Tamara Natalie Madden (Jamaica, contemporânea)
técnica mista
Este é a quinta obra de José Eduardo Agualusa que leio. O vendedor de passados, Teoria geral do esquecimento, Manual prático da levitação e Um estranho em Goa foram livros deliciosos que misturavam um tanto de fantasia com realidade, num estilo típico do autor. As mulheres do meu pai toma um caminho um pouco diferente: a obra inteira é escrita na linha fronteiriça entre o sonho e a realidade. Agualusa trabalha como psicopompo guiando o leitor entre o mundo interior e o exterior.
O meio é uma viagem. Laurentina, uma diretora de cinema, decide fazer um documentário sobre a vida do falecido pai, famoso músico angolano, que ao morrer deixou sete viúvas e dezoito filhos. Sai com sua equipe à procura das viúvase dos passos e eventos marcantes na vida de Faustino Manso. Para tanto precisa viajar de Angola a Moçambique passando por todo o sul do continente africano. O próprio título já se mostra um tanto fantástico instalando a incredulidade linear e aristotélica no leitor ocidental. “Como mulheres de meu pai? Como sete viúvas?”
A proposta é genial e permite que Agualusa mostre a variedade cultural ao sul do continente que sofre da visão ocidental de considerá-lo um todo, único, sólido e imutável, quer as pessoas retratadas estejam no norte, no centro ou no sul. E ainda faz mais, Agualusa mostra o contraste entre duas ex-colônias portuguesas em lados opostos do continente.
No entanto, o que mais impressiona o leitor é a destreza com que somos levados do onírico ao tangível com facilidade e garbo. Vinhetas de viagem são uma das maneiras de narrar; outras são as histórias contadas oralmente aos viajantes; outra ainda é a maneira particular de julgamento entre o importante e o trivial dos personagens encontrados ao longo dessa excursão. Ao fim viajamos todos, dentro e fora de nós mesmos, marchando de maneira inclemente na fronteira entre a divagação e a realidade.
José Eduardo Agualusa
Enquanto reconstruimos os passos de Faustino Manso somos expostos ao lirismo do autor, à poesia africana. As mulheres de meu pai é, como o próprio nome indica, plural. A narrativa se vale de diversas formas da escrita de poemas a cartas, histórias contadas à reflexão do viajante e consegue ao final, com cada retalho a que somos apresentados, formar uma grande colcha de retalhos abraçando a multiplicidade do continente e fazendo com ela uma única obra, espiritual e confortadora.
Belíssimo trabalho.
PS: Esta resenha foi re-editada no dia 7/8/2016.
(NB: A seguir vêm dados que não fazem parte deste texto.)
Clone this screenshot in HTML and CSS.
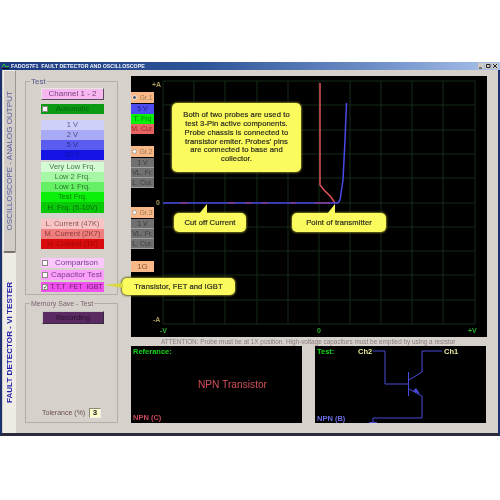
FILE: index.html
```html
<!DOCTYPE html>
<html lang="en">
<head>
<meta charset="utf-8">
<title>FADOS7F1</title>
<link rel="stylesheet" href="styles.css">
</head>
<body>
<div class="window">
  <div class="titlebar">
    <svg class="app-icon" viewBox="0 0 7 6"><path d="M0 4 L2 1 L4 4 L7 3" fill="none" stroke="#3c3" stroke-width="1"/><path d="M0 5.5H7" stroke="#111" stroke-width="1"/></svg>
    <span class="title-text">FADOS7F1&nbsp; FAULT DETECTOR AND OSCILLOSCOPE</span>
    <span class="win-btns">
      <svg class="win-btn" viewBox="0 0 6 6"><path d="M1 5H4" stroke="#222" stroke-width="1"/></svg>
      <svg class="win-btn" viewBox="0 0 6 6"><path d="M1.500 1.500H5V4.500H1.500Z" fill="none" stroke="#222" stroke-width="1"/></svg>
      <svg class="win-btn" viewBox="0 0 6 6"><path d="M1 1L5 5M5 1L1 5" stroke="#222" stroke-width="1"/></svg>
    </span>
  </div>
  <div class="content">
    <div class="tabs">
      <div class="tab tab-off"><span class="tab-label">OSCILLOSCOPE - ANALOG OUTPUT</span></div>
      <div class="tab tab-on"><span class="tab-label tab-label-on">FAULT DETECTOR - VI TESTER</span></div>
    </div>
    <div class="sidebar">
      <div class="group group-test">
        <span class="legend">Test</span>
        <div class="btn btn-channel">Channel 1 - 2</div>
        <div class="btn btn-auto"><span class="check"></span>Automatic</div>
        <div class="stack">
          <div class="btn v1">1 V</div>
          <div class="btn v2">2 V</div>
          <div class="btn v5">5 V</div>
          <div class="btn v10">10 V</div>
        </div>
        <div class="stack stack-tight">
          <div class="btn f1">Very Low Frq.</div>
          <div class="btn f2">Low 2 Frq.</div>
          <div class="btn f3">Low 1 Frq.</div>
          <div class="btn f4">Test Frq.</div>
          <div class="btn f5">H. Frq. (5-10V)</div>
        </div>
        <div class="stack">
          <div class="btn c1">L. Current (47K)</div>
          <div class="btn c2">M. Current (2K7)</div>
          <div class="btn c3">H. Current (1K)</div>
        </div>
        <div class="checks">
          <div class="btn chk k1"><span class="check"></span>Comparison</div>
          <div class="btn chk k2"><span class="check"></span>Capacitor Test</div>
          <div class="btn chk k3"><span class="check checked">✓</span>T.T.T&nbsp; FET&nbsp; IGBT</div>
        </div>
      </div>
      <div class="group group-memory">
        <span class="legend">Memory Save - Test</span>
        <div class="btn btn-record">Recording</div>
        <div class="tolerance"><span>Tolerance (%)</span><span class="tol-box">3</span></div>
      </div>
    </div>
    <div class="main">
      <div class="scope">
        <div class="gr-col">
          <div class="gr-group">
            <div class="gr-head"><span class="radio on"></span>Gr.1</div>
            <div class="gr g-blue">5 V</div>
            <div class="gr g-green">T. Frq</div>
            <div class="gr g-red">M. Cur.</div>
          </div>
          <div class="gr-group">
            <div class="gr-head"><span class="radio"></span>Gr.2</div>
            <div class="gr g-grey">1 V</div>
            <div class="gr g-grey">VL. Fr.</div>
            <div class="gr g-grey">L. Cur.</div>
          </div>
          <div class="gr-group gr-group-3">
            <div class="gr-head"><span class="radio"></span>Gr.3</div>
            <div class="gr g-grey">1 V</div>
            <div class="gr g-grey">VL. Fr.</div>
            <div class="gr g-grey">L. Cur.</div>
          </div>
          <div class="gr-head gr-1g">1G</div>
        </div>
        <svg class="plot" viewBox="154 76 333 261">
          <path class="grid" d="M163 81H475M163 105H475M163 130H475M163 154H475M163 178H475M163 203H475M163 227H475M163 251H475M163 275H475M163 300H475M163 324H475M163 81V324M194 81V324M225 81V324M257 81V324M288 81V324M319 81V324M350 81V324M381 81V324M412 81V324M443 81V324M475 81V324"/>
          <text class="ax ax-y" x="152" y="87">+A</text>
          <text class="ax ax-y" x="156" y="205">0</text>
          <text class="ax ax-y" x="153" y="322">-A</text>
          <text class="ax ax-g" x="160" y="333">-V</text>
          <text class="ax ax-g" x="317" y="333">0</text>
          <text class="ax ax-g" x="468" y="333">+V</text>
          <path class="trace-red" d="M320 83V185L324 190L331 197L335 203"/>
          <path class="trace-blue" d="M163 203H338L340 200L343 180L345 140L346.500 103"/>
          <path class="specs" d="M180 203H188M228 203H235M245 203H252M262 203H268M290 203H296M315 203H330"/>
        </svg>
        <div class="bubble bubble-main">Both of two probes are used to test 3-Pin active components. Probe chassis is connected to transistor emiter. Probes' pins are connected to base and collector.</div>
        <div class="bubble bubble-cut">Cut off Current</div>
        <div class="bubble bubble-point">Point of transmitter</div>
        <div class="bubble bubble-igbt">Transistor, FET and IGBT</div>
      </div>
      <div class="attention">ATTENTION: Probe must be at 1X position. High-voltage capacitors must be emptied by using a resistor</div>
      <div class="bottom">
        <div class="panel panel-ref">
          <div class="panel-title">Referance:</div>
          <div class="ref-name">NPN Transistor</div>
          <div class="ref-foot">NPN (C)</div>
        </div>
        <div class="panel panel-test">
          <svg class="schematic" viewBox="315 346 171 77">
            <text class="s-title" x="317" y="354">Test:</text>
            <text class="s-ch" x="358" y="354">Ch2</text>
            <text class="s-ch" x="444" y="354">Ch1</text>
            <text class="s-foot" x="317" y="421">NPN (B)</text>
            <path class="s-line" d="M373 351H385V384H408M408.500 372V396M409 380L422 372V351H442M409 389L422 396V418H373V422M369 422.500H377"/>
            <path class="s-fill" d="M413 391L420 394L416 388Z"/>
          </svg>
        </div>
      </div>
    </div>
  </div>
</div>
</body>
</html>
```
FILE: styles.css
```css
* { box-sizing: border-box; }
html, body { margin: 0; padding: 0; background: #fff; }
body {
  width: 500px;
  height: 500px;
  padding-top: 62px;
  overflow: hidden;
  font-family: "Liberation Sans", Arial, sans-serif;
}
.window {
  width: 500px;
  height: 374px;
  display: flex;
  flex-direction: column;
  background: #d6d2cb;
  border-left: 2px solid #1c2f6e;
  border-right: 2px solid #1c2f6e;
  border-bottom: 3px solid #2a2c3a;
  filter: blur(0.4px);
}
.titlebar {
  height: 8px;
  margin-left: -2px;
  margin-right: -2px;
  display: flex;
  align-items: center;
  gap: 2px;
  padding: 0 2px;
  background: linear-gradient(90deg, #1d3a80 0%, #2e5498 40%, #6f8fc8 75%, #a9c2ea 100%);
  color: #f2f4fa;
}
.app-icon { width: 7px; height: 6px; flex: none; }
.title-text { font-size: 5.3px; font-weight: 700; line-height: 8px; white-space: nowrap; }
.win-btns { margin-left: auto; display: flex; gap: 1px; }
.win-btn { width: 6px; height: 6px; background: #cfcbc4; display: block; }
.content { flex: 1; display: flex; min-height: 0; }
.tabs { width: 13px; display: flex; flex-direction: column; flex: none; margin-left: 1px; }
.tab { display: flex; align-items: center; justify-content: center; }
.tab-off {
  height: 183px;
  background: #d2cec7;
  border: 1px solid #f1efe9;
  border-right-color: #9b978f;
  border-bottom: 2px solid #77746d;
  border-radius: 0 0 2px 2px;
}
.tab-on { flex: 1; background: #efece6; }
.tab-label {
  writing-mode: vertical-rl;
  transform: rotate(180deg);
  font-size: 8.1px;
  color: #5a5a9e;
  white-space: nowrap;
}
.tab-label-on { color: #1c1ca8; font-weight: 700; font-size: 8.1px; }
.sidebar {
  width: 110px;
  flex: none;
  padding: 11px 7px 0 9px;
  display: flex;
  flex-direction: column;
  gap: 8px;
}
.group {
  position: relative;
  width: 93px;
  border: 1px solid #b3afa7;
  padding-left: 15px;
  display: flex;
  flex-direction: column;
}
.group-test { height: 214px; padding-top: 6px; }
.group-memory { height: 120px; padding-top: 7px; padding-bottom: 4px; }
.legend {
  position: absolute;
  top: -5px;
  left: 4px;
  padding: 0 1px;
  background: #d6d2cb;
  font-size: 7px;
  line-height: 9px;
  color: #7a6070;
  white-space: nowrap;
}
.group-test .legend { color: #55558a; font-size: 8px; }
.btn {
  width: 63px;
  height: 10px;
  display: flex;
  align-items: center;
  justify-content: center;
  font-size: 7.5px;
  line-height: 10px;
  white-space: nowrap;
  color: #4a5a4a;
}
.stack { display: flex; flex-direction: column; margin-top: 6px; }
.stack-tight { margin-top: 2px; }
.btn-channel {
  height: 12px;
  background: #f6b8ee;
  border: 1px solid #5a4a58;
  border-left-color: #e9e5e0;
  border-top-color: #e9e5e0;
  color: #7a3a80;
  font-size: 8px;
  font-weight: 400;
}
.btn-auto {
  position: relative;
  margin-top: 4px;
  height: 10px;
  background: #0a9a14;
  color: #0a660c;
}
.btn-auto .check { position: absolute; left: 1px; top: 2px; }
.check {
  width: 6px;
  height: 6px;
  flex: none;
  background: #fff;
  border: 1px solid #8a8680;
  font-size: 6px;
  line-height: 5px;
  color: #111;
  display: inline-block;
  text-align: center;
}
.v1 { background: #cfd0fa; color: #5a5a9a; }
.v2 { background: #a9aaf6; color: #4a4a8a; }
.v5 { background: #5a5cf0; color: #2a2a90; }
.v10 { background: #1414e4; color: #1010a8; }
.f1 { background: #d4fbd4; color: #4a7a4a; }
.f2 { background: #a6f8a6; color: #3a7a3a; }
.f3 { background: #66f066; color: #2a7a2a; }
.f4 { background: #0af00a; color: #0a7a0a; }
.f5 { background: #08c808; color: #056a05; height: 11px; }
.c1 { background: #f8c4c4; color: #8a5a5a; }
.c2 { background: #f08080; color: #8a3a3a; }
.c3 { background: #d80c0c; color: #a00808; }
.checks { display: flex; flex-direction: column; gap: 2px; margin-top: 9px; }
.chk { position: relative; padding-left: 8px; color: #7a3a90; font-size: 8px; }
.chk .check { position: absolute; left: 1px; top: 2px; }
.checked { color: #111; }
.k1 { background: #fbc8fb; }
.k2 { background: #fba0fb; }
.k3 { background: #f050ee; color: #6a206a; font-size: 7px; }
.btn-record {
  margin-left: 1px;
  width: 62px;
  height: 13px;
  background: #5a2a62;
  border: 1px solid #3a2a40;
  border-left-color: #c9c5c0;
  border-top-color: #c9c5c0;
  color: #2a1030;
  font-size: 7.5px;
}
.tolerance {
  margin-top: auto;
  margin-left: 1px;
  display: flex;
  align-items: center;
  justify-content: space-between;
  width: 59px;
  height: 11px;
  font-size: 7px;
  color: #6a5050;
  white-space: nowrap;
}
.tol-box {
  width: 12px;
  height: 10px;
  background: #fdfdc8;
  border: 1px solid #8a8878;
  border-right-color: #eee;
  border-bottom-color: #eee;
  color: #222;
  text-align: center;
  font-size: 8px;
  line-height: 8px;
  font-weight: 700;
}
.main {
  width: 356px;
  flex: none;
  margin-left: 5px;
  padding-top: 6px;
  display: flex;
  flex-direction: column;
}
.scope {
  position: relative;
  height: 261px;
  background: #000;
  display: flex;
}
.gr-col {
  width: 23px;
  flex: none;
  padding-top: 16px;
  display: flex;
  flex-direction: column;
}
.gr-group { display: flex; flex-direction: column; margin-bottom: 12px; }
.gr-group-3 { margin-top: 7px; }
.gr-head {
  height: 11px;
  margin-bottom: 1px;
  background: #f8b888;
  color: #9a7a50;
  font-size: 7px;
  line-height: 11px;
  display: flex;
  align-items: center;
  justify-content: center;
  gap: 2px;
}
.radio {
  width: 5px;
  height: 5px;
  flex: none;
  border-radius: 50%;
  background: #fff;
  border: 1px solid #a8a49c;
}
.radio.on { background: #556; border-color: #eee; }
.gr-1g { color: #8a5a30; font-size: 8px; }
.gr {
  height: 10px;
  font-size: 7px;
  line-height: 10px;
  text-align: center;
  white-space: nowrap;
}
.g-blue { background: #4c4cf0; color: #20207a; }
.g-green { background: #08f008; color: #067a06; }
.g-red { background: #e86464; color: #8a2a2a; }
.g-grey { background: #707070; color: #3c3c3c; border-bottom: 1px solid #a0a0a0; }
.plot { width: 333px; height: 261px; flex: none; display: block; overflow: visible; }
.grid { fill: none; stroke: #142a16; stroke-width: 1; }
.ax { font-family: "Liberation Sans", Arial, sans-serif; font-size: 7px; font-weight: 700; }
.ax-y { fill: #a89a60; }
.ax-g { fill: #28b028; }
.trace-red { fill: none; stroke: #e0505a; stroke-width: 1.500; }
.trace-blue { fill: none; stroke: #4a4ae8; stroke-width: 1.500; }
.specs { fill: none; stroke: #a83a70; stroke-width: 1; }
.bubble {
  position: absolute;
  background: #fbfb5e;
  border-radius: 5px;
  box-shadow: 0 0 2px 1px #6a6a20;
  color: #2a2a20;
  font-size: 7.6px;
  -webkit-text-stroke: 0.2px #2a2a20;
  letter-spacing: 0.1px;
  display: flex;
  align-items: center;
  justify-content: center;
  text-align: center;
  white-space: nowrap;
}
.bubble-main {
  left: 41px;
  top: 27px;
  width: 129px;
  height: 69px;
  padding: 0 10px;
  line-height: 8.700px;
  white-space: normal;
}
.bubble-cut { left: 43px; top: 137px; width: 72px; height: 19px; }
.bubble-point { left: 161px; top: 137px; width: 94px; height: 19px; }
.bubble-cut::before, .bubble-point::before, .bubble-igbt::before {
  content: "";
  position: absolute;
  width: 0;
  height: 0;
}
.bubble-cut::before {
  left: 25px;
  top: -9px;
  border-right: 8px solid #fbfb5e;
  border-top: 10px solid transparent;
}
.bubble-point::before {
  left: 35px;
  top: -9px;
  border-right: 8px solid #fbfb5e;
  border-top: 10px solid transparent;
}
.bubble-igbt { left: -9px; top: 202px; width: 113px; height: 17px; }
.bubble-igbt::before {
  left: -18px;
  top: 5px;
  border-right: 19px solid #d8d840;
  border-top: 2px solid transparent;
  border-bottom: 3px solid transparent;
}
.attention {
  height: 9px;
  padding-left: 30px;
  font-size: 6.4px;
  line-height: 9px;
  color: #8a7a80;
  white-space: nowrap;
}
.bottom { display: flex; gap: 13px; }
.panel { width: 171px; height: 77px; background: #000; }
.panel-ref {
  display: grid;
  grid-template-rows: auto 1fr auto;
  padding: 1px 2px;
}
.panel-title { font-size: 7.5px; font-weight: 700; color: #14d814; line-height: 9px; }
.ref-name { align-self: center; text-align: center; font-size: 10.2px; color: #d0505a; padding-left: 32px; }
.ref-foot { font-size: 7.5px; font-weight: 700; color: #c8485a; line-height: 9px; }
.schematic { display: block; width: 171px; height: 77px; }
.schematic text { font-family: "Liberation Sans", Arial, sans-serif; font-size: 7.5px; font-weight: 700; }
.s-title { fill: #14d814; }
.s-ch { fill: #e8e8a0; }
.s-foot { fill: #6a6ae0; }
.s-line { fill: none; stroke: #4a4ad8; stroke-width: 1; }
.s-fill { fill: #4a4ad8; }
```
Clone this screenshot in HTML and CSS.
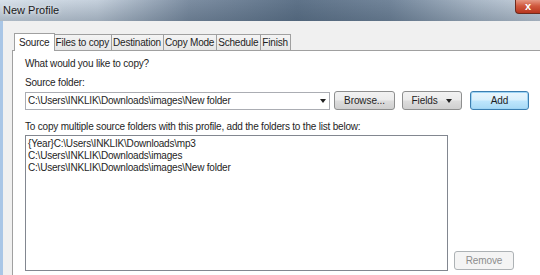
FILE: index.html
```html
<!DOCTYPE html>
<html lang="en">
<head>
    <meta charset="UTF-8">
    <title>New Profile</title>
    <link rel="stylesheet" href="styles.css">
</head>
<body>
    <div class="window">
        <div class="titlebar">
            <span class="title">New Profile</span>
            <div class="close">x</div>
        </div>
        <div class="frame">
            <div class="dialog">
                <div class="tabs">
                    <div class="tab active">Source</div>
                    <div class="tab">Files to copy</div>
                    <div class="tab">Destination</div>
                    <div class="tab">Copy Mode</div>
                    <div class="tab">Schedule</div>
                    <div class="tab">Finish</div>
                </div>
                <div class="panel">
                    <div class="question">What would you like to copy?</div>
                    <div class="label">Source folder:</div>
                    <div class="source-row">
                        <div class="combo">
                            <span>C:\Users\INKLIK\Downloads\images\New folder</span>
                            <span class="arrow"></span>
                        </div>
                        <button class="btn browse">Browse...</button>
                        <button class="btn fields">Fields <span class="arrow"></span></button>
                        <button class="btn add">Add</button>
                    </div>
                    <div class="label hint">To copy multiple source folders with this profile, add the folders to the list below:</div>
                    <div class="list-row">
                        <div class="listbox">
                            <div class="item">{Year}C:\Users\INKLIK\Downloads\mp3</div>
                            <div class="item">C:\Users\INKLIK\Downloads\images</div>
                            <div class="item">C:\Users\INKLIK\Downloads\images\New folder</div>
                        </div>
                        <button class="btn remove">Remove</button>
                    </div>
                </div>
            </div>
        </div>
    </div>
</body>
</html>
```
FILE: styles.css
```css
body {
    margin: 0;
    width: 540px;
    height: 275px;
    overflow: hidden;
    font-family: "Liberation Sans", Arial, sans-serif;
    font-size: 10px;
    letter-spacing: -0.2px;
    color: #1e1e1e;
    background-color: #f0f0f0;
}
.window {
    display: flex;
    flex-direction: column;
    height: 275px;
}
.titlebar {
    height: 21px;
    display: flex;
    align-items: flex-start;
    justify-content: space-between;
    background: linear-gradient(180deg, rgba(255,255,255,0.0) 0%, rgba(40,60,80,0.25) 100%),
                linear-gradient(90deg, #d9e2eb 0%, #c5d0dc 18%, #7d8ea2 35%, #5f7389 55%, #72859a 72%, #a9b7c6 88%, #c9d3de 100%);
}
.title {
    font-size: 11px;
    letter-spacing: 0;
    color: #1a1a1a;
    padding: 4px 0 0 3px;
    text-shadow: 0 0 4px rgba(255,255,255,0.9);
}
.close {
    width: 24px;
    height: 14px;
    margin-top: -1px;
    border: 1px solid #6e2a1c;
    border-top: none;
    border-right: none;
    border-radius: 0 0 0 4px;
    background: linear-gradient(180deg, #e9a390 0%, #d0593e 50%, #b8361e 100%);
    color: #fff;
    font-weight: bold;
    font-size: 11px;
    text-align: center;
    line-height: 14px;
}
.frame {
    flex: 1;
    display: flex;
    border-left: 3px solid #a9c6e6;
    background-color: #f0f0f0;
}
.dialog {
    flex: 1;
    display: flex;
    flex-direction: column;
    padding: 12px 0 0 9px;
}
.tabs {
    display: flex;
    align-items: flex-end;
    height: 17px;
    padding-left: 2px;
}
.tab {
    height: 15px;
    line-height: 15px;
    padding: 0 2px 0 1px;
    border: 1px solid #a0a0a0;
    border-bottom: none;
    margin-left: -1px;
    background: linear-gradient(180deg, #f4f4f4 0%, #e6e6e6 100%);
}
.tab.active {
    height: 17px;
    line-height: 17px;
    padding: 0 4px;
    background: #fff;
    position: relative;
    z-index: 1;
    margin-bottom: -1px;
    margin-left: 0;
}
.panel {
    flex: 1;
    background-color: #fff;
    border-top: 1px solid #a0a0a0;
    border-left: 1px solid #a0a0a0;
    padding: 7px 0 0 12px;
}
.question {
    height: 19px;
}
.label {
    height: 14px;
}
.source-row {
    display: flex;
    align-items: center;
    height: 19px;
    margin-bottom: 11px;
}
.combo {
    width: 301px;
    height: 16px;
    line-height: 16px;
    border: 1px solid #abadb3;
    padding-left: 2px;
    display: flex;
    justify-content: space-between;
    align-items: center;
    margin-right: 4px;
}
.arrow {
    display: inline-block;
    width: 0;
    height: 0;
    border-left: 3px solid transparent;
    border-right: 3px solid transparent;
    border-top: 4px solid #222;
    margin-right: 3px;
}
.btn {
    font-family: "Liberation Sans", Arial, sans-serif;
    font-size: 10px;
    letter-spacing: -0.1px;
    color: #1e1e1e;
    height: 19px;
    width: 61px;
    padding: 0;
    border: 1px solid #8e8f8f;
    border-radius: 3px;
    background: linear-gradient(180deg, #f2f2f2 0%, #ebebeb 48%, #dddddd 52%, #cfcfcf 100%);
}
.browse {
    margin-right: 7px;
}
.fields {
    width: 60px;
    margin-right: 8px;
}
.fields .arrow {
    margin-left: 6px;
    margin-right: 0;
    vertical-align: 1px;
}
.add {
    width: 59px;
    border-color: #3c7fb1;
    box-shadow: inset 0 0 0 1px #9fd5f5;
    background: linear-gradient(180deg, #eaf6fd 0%, #d9f0fc 48%, #bee6fd 52%, #a7d9f5 100%);
}
.list-row {
    display: flex;
    align-items: flex-end;
}
.listbox {
    width: 419px;
    height: 132px;
    border: 1px solid #828790;
    padding: 2px 0 0 2px;
    margin-right: 6px;
}
.item {
    height: 12px;
    line-height: 12px;
}
.remove {
    color: #8d8d8d;
    border-color: #adb2b5;
    background: #f4f4f4;
    width: 60px;
    margin-bottom: 1px;
}
```
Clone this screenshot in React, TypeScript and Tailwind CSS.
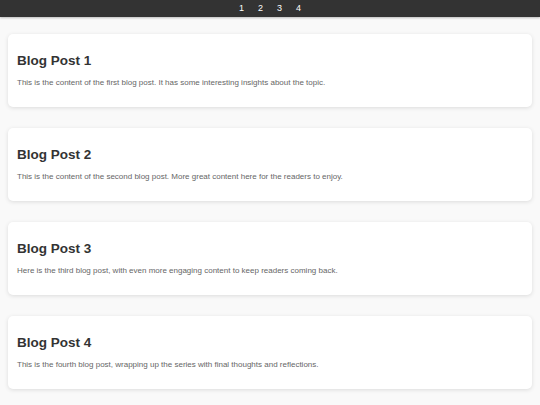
const posts = [
  {
    title: 'Blog Post 1',
    body: 'This is the content of the first blog post. It has some interesting insights about the topic.',
  },
  {
    title: 'Blog Post 2',
    body: 'This is the content of the second blog post. More great content here for the readers to enjoy.',
  },
  {
    title: 'Blog Post 3',
    body: 'Here is the third blog post, with even more engaging content to keep readers coming back.',
  },
  {
    title: 'Blog Post 4',
    body: 'This is the fourth blog post, wrapping up the series with final thoughts and reflections.',
  },
];

export default function App() {
  return (
    <div className="min-h-[405px] bg-[#f9f9f9] font-['Liberation_Sans',Arial,sans-serif]">
      <nav className="flex h-[17px] items-center justify-center gap-[14px] bg-[#333333] shadow-[0_1px_2px_rgba(0,0,0,0.25)]">
        {[1, 2, 3, 4].map((n) => (
          <a key={n} href={`#post-${n}`} className="text-[9px] leading-none text-white">
            {n}
          </a>
        ))}
      </nav>

      <main className="flex flex-col gap-[21px] px-[8px] pt-[17px]">
        {posts.map((post, i) => (
          <section
            key={post.title}
            id={`post-${i + 1}`}
            className="h-[73px] rounded-[5px] bg-white px-[9px] pt-[19px] shadow-[0_1px_4px_rgba(0,0,0,0.12)]"
          >
            <h2 className="text-[13.5px] leading-[16px] font-bold text-[#333333]">{post.title}</h2>
            <p className="mt-[9px] text-[8px] leading-[10px] text-[#666666]">{post.body}</p>
          </section>
        ))}
      </main>
    </div>
  );
}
Isso, Ladyce!! Vejo em Agualusa e em Mia Couto excelentes aulas de sociologia e ou história da África. Também gostei muito desse livro.
Pois é. Ainda prefiro Agualusa a Mia Couto, é uma questão de preferência, acredito, o vocabulário de Mia Couto me cansa um pouco. Mas ambos trazem um ar de frescor na literatura em português, inigualável. Gosto bastante de Ondjaki também.
Gostei do que li de Ondjaki, excetuando “há prendisajens com o xão”. Meu mais recente Mia Couto foi Poesias Reunidas que achei lindo. Agualusa tem um bem maluquinho que eu adorei: A Vida No Céu, quer ler?
Se eu puder ler mais tarde no ano… no momento minhas leituras estão em total demanda do meu tempo… e eu adoro!